Based on this event, I think we can all look forward to some golden years of drinking wine made with Iberian grape varieties right here in the US. It will be exciting to see what the grapes do as more vines are planted, and what wine makers do with the juice once more of it is available. If you haven't yet discovered these wines, you are in for a treat. If you have, let us know what your favorites are in the comments.

6 comments:

viNomadic said...

Thanks for your ace on-the-spot reporting, Debs. Most curious about TO's Graciano & I'll have to look up El Jefe & Fermento's geek sheet. Cecchin in Argentina has the only plantings of the variety & I'd like to talk them into letting me barrel ferment some, with stems...but this is a lonnnng topic for later-- cheers!

Anonymous said...

Oh I just love Penny and I'm dying to taste her Tempranillo.

I'm really great you posted all these wines. I adore Tempranillo and don't spend enough time drinking it. You've inspired me to get back out there and start drinking them again.
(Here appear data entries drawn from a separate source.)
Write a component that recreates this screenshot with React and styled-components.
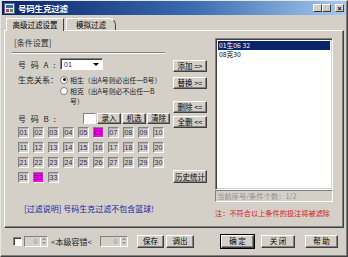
import styled, { createGlobalStyle } from 'styled-components';

const GlobalStyle = createGlobalStyle`
  html, body { margin: 0; padding: 0; background: #d4d0c8; }
  body {
    font-family: "Noto Sans CJK SC", "Liberation Sans", sans-serif;
    font-size: 8px;
    color: #000;
  }
  * { box-sizing: border-box; }
`;

const Window = styled.div`
  width: 348px;
  height: 257px;
  background: #d4d0c8;
  border: 1px solid;
  border-color: #e8e6e0 #404040 #404040 #e8e6e0;
  box-shadow: inset -1px -1px 0 #808080;
  display: flex;
  flex-direction: column;
`;

const TitleBar = styled.div`
  height: 14px;
  margin: 0 1px;
  display: flex;
  align-items: center;
  padding: 0 2px;
  background: linear-gradient(to right, #0a246a, #3a6ab0 55%, #a6caf0);
  color: #fff;
  font-weight: bold;
  font-size: 8.5px;
  letter-spacing: -0.2px;
`;

const TitleText = styled.span`
  margin-left: 3px;
  flex: 1;
`;

const WinBtn = styled.div`
  width: 9px;
  height: 8px;
  margin-left: ${(p) => p.$gap || 0}px;
  background: #d4d0c8;
  border: 1px solid;
  border-color: #fff #404040 #404040 #fff;
  display: flex;
  align-items: center;
  justify-content: center;
  font-size: 7px;
  line-height: 1;
  color: ${(p) => (p.$off ? '#909090' : '#000')};
  font-family: "Liberation Sans", sans-serif;
  font-weight: bold;
`;

const Body = styled.div`
  flex: 1;
  display: flex;
  flex-direction: column;
  padding: 0 3px;
`;

const Tabs = styled.div`
  display: flex;
  margin-top: 3px;
  height: 12px;
  padding-left: 2px;
  position: relative;
  z-index: 1;
`;

const Tab = styled.div`
  width: ${(p) => p.$w}px;
  height: ${(p) => (p.$active ? 13 : 12)}px;
  margin-left: ${(p) => p.$ml || 0}px;
  background: #d4d0c8;
  border: 1px solid;
  border-bottom: none;
  border-color: #fff #404040 #404040 #fff;
  border-top-right-radius: ${(p) => (p.$active ? 1 : 7)}px;
  display: flex;
  align-items: center;
  justify-content: center;
  font-size: 7.5px;
  line-height: 1;
`;

const Panel = styled.div`
  height: 198px;
  border: 1px solid;
  border-color: #fff #404040 #404040 #fff;
  box-shadow: inset -1px -1px 0 #808080;
  display: flex;
`;

const LeftCol = styled.div`
  width: 158px;
  margin-left: 7px;
  display: flex;
  flex-direction: column;
`;

const SectionTitle = styled.div`
  margin-top: 6px;
  height: 12px;
  line-height: 12px;
  padding-left: 2px;
  color: #303030;
`;

const Divider = styled.div`
  margin-top: 3px;
  width: 153px;
  height: 2px;
  border-top: 1px solid #808080;
  border-bottom: 1px solid #fff;
`;

const FieldRow = styled.div`
  margin-top: ${(p) => p.$mt}px;
  height: ${(p) => p.$h || 12}px;
  display: flex;
  align-items: center;
  padding-left: 6px;
`;

const Label = styled.span`
  width: ${(p) => p.$w}px;
  flex: none;
  color: #202020;
  white-space: pre;
  letter-spacing: ${(p) => p.$ls || 0}px;
`;

const Select = styled.div`
  width: 43px;
  height: 12px;
  background: #fff;
  border: 1px solid;
  border-color: #808080 #fff #fff #808080;
  box-shadow: inset 1px 1px 0 #404040;
  display: flex;
  align-items: center;
  padding: 0 3px;
  color: #1a1a8a;
  font-family: "Liberation Sans", sans-serif;
  font-size: 7px;
  justify-content: space-between;
`;

const Caret = styled.span`
  width: 0;
  height: 0;
  border-left: 3px solid transparent;
  border-right: 3px solid transparent;
  border-top: 3px solid #000;
`;

const RadioRow = styled.div`
  display: flex;
  align-items: flex-start;
  margin-top: ${(p) => p.$mt || 0}px;
  margin-left: ${(p) => p.$ml || 0}px;
  line-height: 10px;
  font-size: 6.9px;
  white-space: nowrap;
  color: #202020;
`;

const Radio = styled.span`
  flex: none;
  width: 8px;
  height: 8px;
  margin: 1px 2px 0 0;
  border-radius: 50%;
  background: #fff;
  border: 1px solid #808080;
  display: flex;
  align-items: center;
  justify-content: center;
  &::after {
    content: '';
    width: 3px;
    height: 3px;
    border-radius: 50%;
    background: ${(p) => (p.$checked ? '#000' : 'transparent')};
  }
`;

const TextInput = styled.div`
  width: 14px;
  height: 11px;
  background: #fff;
  border: 1px solid;
  border-color: #808080 #fff #fff #808080;
`;

const Button = styled.div`
  width: ${(p) => p.$w}px;
  height: ${(p) => p.$h || 12}px;
  margin-top: ${(p) => p.$mt || 0}px;
  margin-left: ${(p) => p.$ml || 0}px;
  flex: none;
  background: #d4d0c8;
  border: 1px solid;
  border-color: #fff #404040 #404040 #fff;
  box-shadow: inset -1px -1px 0 #808080${(p) => (p.$default ? ', 0 0 0 1px #000' : '')};
  display: flex;
  align-items: center;
  justify-content: center;
  font-size: 7.5px;
  line-height: 1;
  white-space: pre;
  color: #000;
`;

const Grid = styled.div`
  margin-top: 3px;
  padding-left: 6px;
  display: grid;
  grid-template-columns: repeat(10, 11px);
  grid-auto-rows: 11px;
  gap: 4px;
`;

const Ball = styled.div`
  background: ${(p) => (p.$on ? '#ff00ff' : '#d4d0c8')};
  border: 1px solid;
  border-color: #808080 #fff #fff #808080;
  box-shadow: inset 1px 1px 0 ${(p) => (p.$on ? '#c000c0' : '#b8b4ac')};
  display: flex;
  align-items: center;
  justify-content: center;
  font-family: "Liberation Sans", sans-serif;
  font-size: 7px;
  color: ${(p) => (p.$on ? '#6a006a' : '#1e1e60')};
`;

const Note = styled.div`
  margin-top: 21px;
  height: 10px;
  line-height: 10px;
  padding-left: 12px;
  color: #1c1ca0;
  white-space: nowrap;
`;

const MidCol = styled.div`
  width: 34px;
  margin-left: 3px;
  display: flex;
  flex-direction: column;
`;

const RightCol = styled.div`
  width: 118px;
  margin-left: 8px;
  display: flex;
  flex-direction: column;
`;

const ListBox = styled.div`
  margin-top: 7px;
  height: 152px;
  background: #fff;
  border: 1px solid;
  border-color: #808080 #fff #fff #808080;
  box-shadow: inset 1px 1px 0 #404040, inset -1px -1px 0 #d4d0c8;
  padding: 2px;
  font-size: 6.8px;
`;

const ListItem = styled.div`
  height: 9px;
  line-height: 9px;
  padding-left: 1px;
  background: ${(p) => (p.$sel ? '#0a246a' : 'transparent')};
  color: ${(p) => (p.$sel ? '#fff' : '#000')};
  white-space: pre;
  overflow: hidden;
`;

const Status = styled.div`
  height: 12px;
  border: 1px solid;
  border-color: #808080 #fff #fff #808080;
  color: #909090;
  font-size: 7.3px;
  line-height: 10px;
  padding-left: 1px;
`;

const Warn = styled.div`
  margin-top: 6px;
  height: 10px;
  line-height: 10px;
  color: #d41818;
  font-size: 7.2px;
  white-space: nowrap;
`;

const BottomBar = styled.div`
  flex: 1;
  display: flex;
  align-items: center;
  padding-bottom: 2px;
`;

const Check = styled.div`
  width: 9px;
  height: 9px;
  margin-left: 9px;
  background: #fff;
  border: 1px solid;
  border-color: #808080 #fff #fff #808080;
  box-shadow: inset 1px 1px 0 #404040;
`;

const Spinner = styled.div`
  width: ${(p) => p.$w}px;
  height: 11px;
  margin-left: ${(p) => p.$ml}px;
  border: 1px solid;
  border-color: #808080 #fff #fff #808080;
  display: flex;
  align-items: center;
  justify-content: flex-end;
  font-family: "Liberation Sans", sans-serif;
  font-size: 6.5px;
  color: #909090;
`;

const SpinArrows = styled.div`
  width: 7px;
  height: 9px;
  margin-left: 3px;
  border-left: 1px solid #fff;
  display: flex;
  flex-direction: column;
  align-items: center;
  justify-content: space-around;
  &::before, &::after {
    content: '';
    border-left: 2px solid transparent;
    border-right: 2px solid transparent;
  }
  &::before { border-bottom: 2px solid #909090; }
  &::after { border-top: 2px solid #909090; }
`;

const Tolerance = styled.span`
  margin-left: 3px;
  width: 49px;
  flex: none;
  color: #202020;
  white-space: nowrap;
`;

const AppIcon = () => (
  <svg width="11" height="11" viewBox="0 0 11 11">
    <rect x="0.5" y="0.5" width="10" height="10" fill="#e8e8e8" stroke="#5a6a8a" />
    <rect x="2" y="2" width="7" height="3" fill="#3a64b8" />
    <rect x="2" y="6" width="3" height="3" fill="#c84040" />
    <rect x="6" y="6" width="3" height="3" fill="#48a048" />
  </svg>
);

const balls = Array.from({ length: 33 }, (_, i) => String(i + 1).padStart(2, '0'));
const picked = ['06', '32'];

export default function App() {
  return (
    <>
      <GlobalStyle />
      <Window>
        <TitleBar>
          <AppIcon />
          <TitleText>号码生克过滤</TitleText>
          <WinBtn>_</WinBtn>
          <WinBtn $off>□</WinBtn>
          <WinBtn $gap={4}>×</WinBtn>
        </TitleBar>
        <Body>
          <Tabs>
            <Tab $w={58} $active>高级过滤设置</Tab>
            <Tab $w={50} $ml={2}>模拟过滤</Tab>
          </Tabs>
          <Panel>
            <LeftCol>
              <SectionTitle>[条件设置]</SectionTitle>
              <Divider />
              <FieldRow $mt={4}>
                <Label $w={42} $ls={1.5}>号 码 A :</Label>
                <Select>
                  <span>01</span>
                  <Caret />
                </Select>
              </FieldRow>
              <FieldRow $mt={4} $h={11}>
                <Label $w={42}>生克关系：</Label>
                <RadioRow>
                  <Radio $checked />
                  <span>相生（出A号则必出任一B号）</span>
                </RadioRow>
              </FieldRow>
              <RadioRow $mt={1} $ml={48}>
                <Radio />
                <span>
                  相克（出A号则必不出任一B
                  <br />
                  号）
                </span>
              </RadioRow>
              <FieldRow $mt={6}>
                <Label $w={65} $ls={1.5}>号 码 B :</Label>
                <TextInput />
                <Button $w={24} $h={11} $ml={1}>录入</Button>
                <Button $w={24} $h={11} $ml={1}>机选</Button>
                <Button $w={23} $h={11} $ml={1}>清除</Button>
              </FieldRow>
              <Grid>
                {balls.map((b) => (
                  <Ball key={b} $on={picked.includes(b)}>{b}</Ball>
                ))}
              </Grid>
              <Note>[过滤说明] 号码生克过滤不包含篮球!</Note>
            </LeftCol>
            <MidCol>
              <Button $w={34} $mt={29}>添加 =&gt;</Button>
              <Button $w={34} $mt={5}>替换 &gt;=</Button>
              <Button $w={34} $mt={12}>删除 &lt;=</Button>
              <Button $w={34} $mt={3}>全删 &lt;&lt;</Button>
              <Button $w={34} $h={13} $mt={42}>历史统计</Button>
            </MidCol>
            <RightCol>
              <ListBox>
                <ListItem $sel>01生06 32</ListItem>
                <ListItem>08克30</ListItem>
              </ListBox>
              <Status>当前序号/条件个数：1/2</Status>
              <Warn>注：不符合以上条件的投注将被滤除</Warn>
            </RightCol>
          </Panel>
          <BottomBar>
            <Check />
            <Spinner $w={24} $ml={2}>
              0<SpinArrows />
            </Spinner>
            <Tolerance>&lt;本级容错&lt;</Tolerance>
            <Spinner $w={28} $ml={0}>
              0<SpinArrows />
            </Spinner>
            <Button $w={27} $h={13} $ml={9}>保存</Button>
            <Button $w={28} $h={13} $ml={2}>调出</Button>
            <Button $w={33} $h={13} $ml={27} $default>确 定</Button>
            <Button $w={34} $h={13} $ml={7}>关 闭</Button>
            <Button $w={33} $h={13} $ml={10}>帮 助</Button>
          </BottomBar>
        </Body>
      </Window>
    </>
  );
}
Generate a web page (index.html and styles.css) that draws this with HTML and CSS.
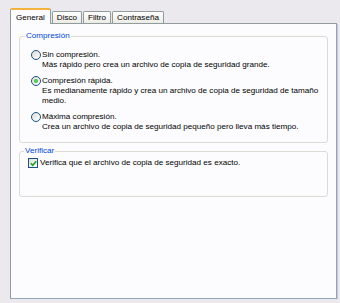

Anthony F. LaVista said...

Great article. Very interesting.

mloagogo said...

I went to the Saturday tasting for us "average folks" and was also impressed by Twisted Oak's Spainard, but I think my favorite from the Murphy's winery (with their funny rubber chickens) was the Torcido Grenache. And I preferred Bokisch's other Albarino, the Clement Hills, as I thought it had better acidity and was more reminiscent of a true Rias Biaxas Ablarino. There were some nice rosés there as well -- check my blog in a few days!

Marshall Æon said...

Hi Debs!

Great tasting with you at TAPAS. I
thought I'd let you know that Bokisch is on its way to WineQ! Core is also interested, so hopefully their wines will be available soon, too.

Rumela said...

Hey that was an interesting read. You must have had a great experience about TAPAS. Thanks a lot for sharing your experience.